Turkey's Baykar allegedly violated EU and US sanctions by sending arms to Sudan's military, fueling the civil war, according to a Washington Post report.
One of Turkey’s largest defence companies has been linked to Sudan's nearly two-year-old war after a report showed a series of arms shipments to the Horn of Africa nation in what could be a clear violation of EU and US-led sanctions on Khartoum.
In a report published by the Washington Post, Baykar, a leading defence exporter and supplier of drones, was accused of sending a cache of weapons and ammunition to the Sudanese army between August and November last year.
According to the Washington Post, the first weapons, part of a €110.7 million ($120m) contract between Baykar and the Sudanese military’s procurement agency, Defense Industries System (DIS), landed by plane in August at Port Sudan, a Red Sea city on Sudan's eastern coastline.
However, messages the Post said it authenticated showed that the last flights arrived on 15 September and more followed in October and November. The report said the arms deal, signed by Mirghani Idris Suleiman, the director-general of Sudan's DIS, was dated 16 November 2023, five months after the US imposed sanctions.

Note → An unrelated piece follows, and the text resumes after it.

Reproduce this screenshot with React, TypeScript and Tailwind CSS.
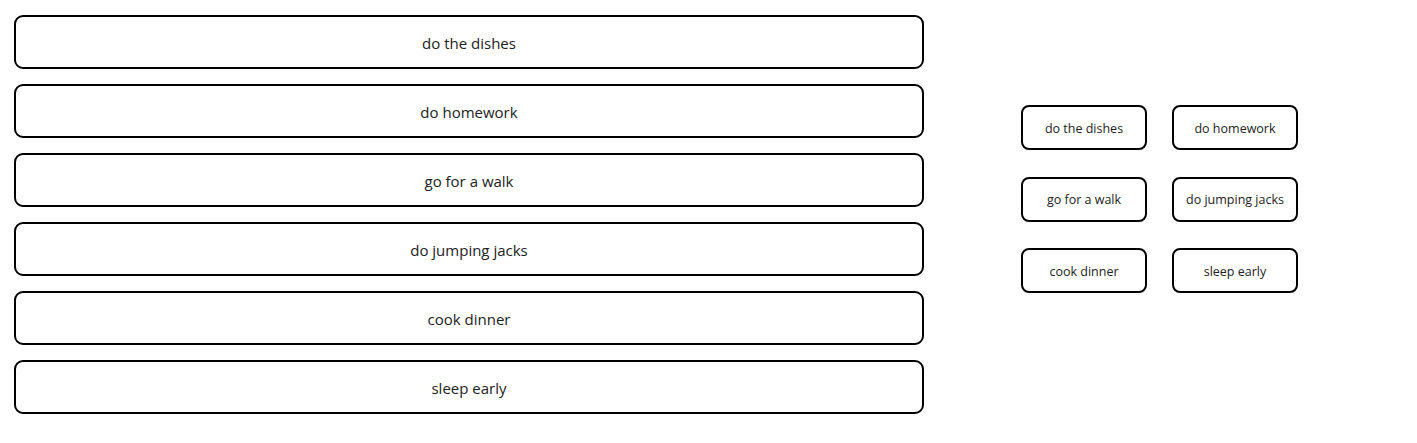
import React from 'react';

const tasks = ['do the dishes', 'do homework', 'go for a walk', 'do jumping jacks', 'cook dinner', 'sleep early'];

const App: React.FC = () => {
  return (
    <div className="w-[1417px] h-[443px] bg-white flex items-start text-[#222] font-['Open_Sans',sans-serif]">
      {/* task list */}
      <div className="flex flex-col gap-[15px] ml-[14px] mt-[15px] w-[910px]">
        {tasks.map((t) => (
          <div
            key={t}
            className="h-[54px] border-2 border-black rounded-[9px] flex items-center justify-center pt-[2px] text-[15px]"
          >
            {t}
          </div>
        ))}
      </div>

      {/* small buttons */}
      <div className="grid grid-cols-[126px_126px] gap-x-[25px] gap-y-[26.5px] ml-[97px] mt-[105px]">
        {tasks.map((t) => (
          <div
            key={t}
            className="h-[45px] border-2 border-black rounded-[8px] flex items-center justify-center pt-[3px] text-[12.5px]"
          >
            {t}
          </div>
        ))}
      </div>
    </div>
  );
};

export default App;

Turkish Bayraktar drones in Khartoum
The contract included six TB2 drones, three ground control stations, and 600 warheads. It stated that 48 employees were to deliver them, and an offer to provide "in-country technical support" was included.
Sudanese officials allegedly informed Baykar representatives during a meeting on 9 September that "Turkey had become the country that has supported them the most," according to an internal Baykar memo that the US media outlet said detailed the discussions.
Turkish-made Bayraktar drones began to attract more international attention following their use by Ukraine's military to destroy Russia's armoured vehicles and artillery systems.
Last year, Baykar said it had contracts with around 30 countries for its TB2 drones, while Turkey's procurement and defence-industrial policy agency, the Secretariat of Defence Industries (SSB), said its defence and aerospace exports in 2024 had reached nearly €7 billion, a 29% rise from the year before.
Is the conflict turning into a proxy battle?
The allegation of arms shipments to Sudan casts Turkey among the foreign powers vying for spoils in the 22-month-long deadly war that has seen other international actors, such as the United Arab Emirates (UAE) and Russia, accused of playing different roles and fueling the conflict.
In November, rights group Amnesty International said Sudan's paramilitary forces (RSF) were using armoured vehicles made by the UAE and equipped with French military technology in the civil war.
The International Court of Justice on Thursday said that Sudan had filed a complaint against the UAE for allegedly breaching its responsibilities under the Genocide Convention by supporting the paramilitary Rapid Support Forces (RSF). UAE officials have always denied involvement in the conflict.
Last month, Russia struck an agreement to create a naval station in Port Sudan, another important foothold along the Red Sea, according to a statement signed by the foreign ministers of Moscow and Khartoum.
Despite extending an arms embargo on Sudan in October with a unanimous vote, the UN Security Council has not attempted to take action against any of the foreign nations allegedly violating the embargo.
The war in Sudan broke out in April 2023 after a power struggle ensued between the army head Abdel Fattah al-Burhan and Mohamed Hamdan Dagalo, his former deputy who led the rival paramilitary Rapid Support Forces.
The fighting, mostly in Khartoum, the capital, and the Darfur region, has also sparked deadly ethnic clashes across the country.
The United Nations regards the Sudan civil war as the world’s worst humanitarian catastrophe, with as many as 14 million people displaced and starvation spreading to several areas of the nation.
Estimates of the dead from the war have varied between 20,000 and 150,000.